Он играл еще в последнем чемпионате Союза и написал потом (вместе с Ваганяном, с которым был особенно близок в последние годы) большую статью для нашего журнала. В феврале, когда я был в Каннах, меня попросили позвонить ему. «Слушай, — сказал Миша, — я сейчас читаю о матчах на мировое первенство, которые я сам видел вблизи. Все было не так, все было по-другому. Приезжай, напишем что-нибудь вместе». Обещал. Но как-то все откладывалось и откладывалось…
Последний свой турнир Миша играл в Барселоне. Были молодые и многообещающие. Шутил в свое время о подающих надежды: «Я в таком возрасте был уже экс-чемпионом мира». Полтурнира играл совсем больным, с температурой. В последней партии, полагая, что будет быстрая ничья, сыграл в сицилианской защите З.СЬ5, предложил ничью, получил отказ. В проигранной позиции, уже под атакой его молодой соперник сам предложил ничью. Это была последняя выигранная Мишей турнирная партия.
Мы перезванивались довольно часто, а за пару дней до моего отъезда на Олимпиаду в Манилу получил Мишино письмо. Вот оно:
«Дорогой Гена! К сожалению, обещанного рассказа о турнире пока не сделал очень неважно себя чувствовал. В понедельник лечу в Москву на повторное свидание с медиками. Скорее всего, будет операция. Как бы там ни было, свободного времени, а также записывающих устройств будет достаточно… Во всяком случае, желаю всяческих успехов тебе и всей вашей наименее русифицированной (скажем так) команде.
С сердечным приветом. Миша».
Это был последний привет, который я получил от него. Перед тем, как лечь в больницу, уже совсем больным играл в блицтурнире в Москве и выиграл партию у Каспарова и занял третье место после Каспарова и Бареева, но опередил и Смыслова, и Долматова, и Выжманавина, и Белявского. Несколько дней спустя, 28 июня 1992 года, Миша Таль умер в московской больнице. Официальная причина его смерти: кровотечение в пищевод. Но фактически отказывался функционировать весь его организм. Его похоронили в Риге, городе, где он родился, на еврейском кладбище Шмерли, рядом с могилами его близких. Ему было 55 лет.

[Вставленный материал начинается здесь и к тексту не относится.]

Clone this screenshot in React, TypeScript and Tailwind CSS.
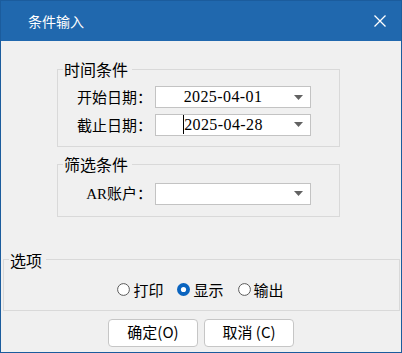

Он выглядел в последние годы старше своего возраста, но никогда не ассоциировался у меня с пожилым человеком, оставаясь всегда Мишей.
Иногда я спрашиваю себя: откуда у этих мальчиков из пристойных европейских еврейских семей, похожих друг на друга даже внешне — Модильяни, Кафки, Таля, откуда эта всепоглощающая страсть к самовыражению? Где здесь тайна? Я не знаю этого.
За несколько лет до своей смерти Вильгельм Стейниц сказал: «Я не историк шахмат, я сам кусок шахматной истории, мимо которого никто не пройдет». Тот, кто когда-либо касался или коснется удивительного мира шахмат, не пройдет мимо светлого имени: Миша Таль.
Я знаю — есть большая разница между гением в искусстве и гением в повседневной жизни. Я, которому выпала привилегия видеть Мишу Таля вблизи, попытался немного рассказать об этом. А за гения шахмат Михаила Таля, за незабвенного Мишу, говорят его партии.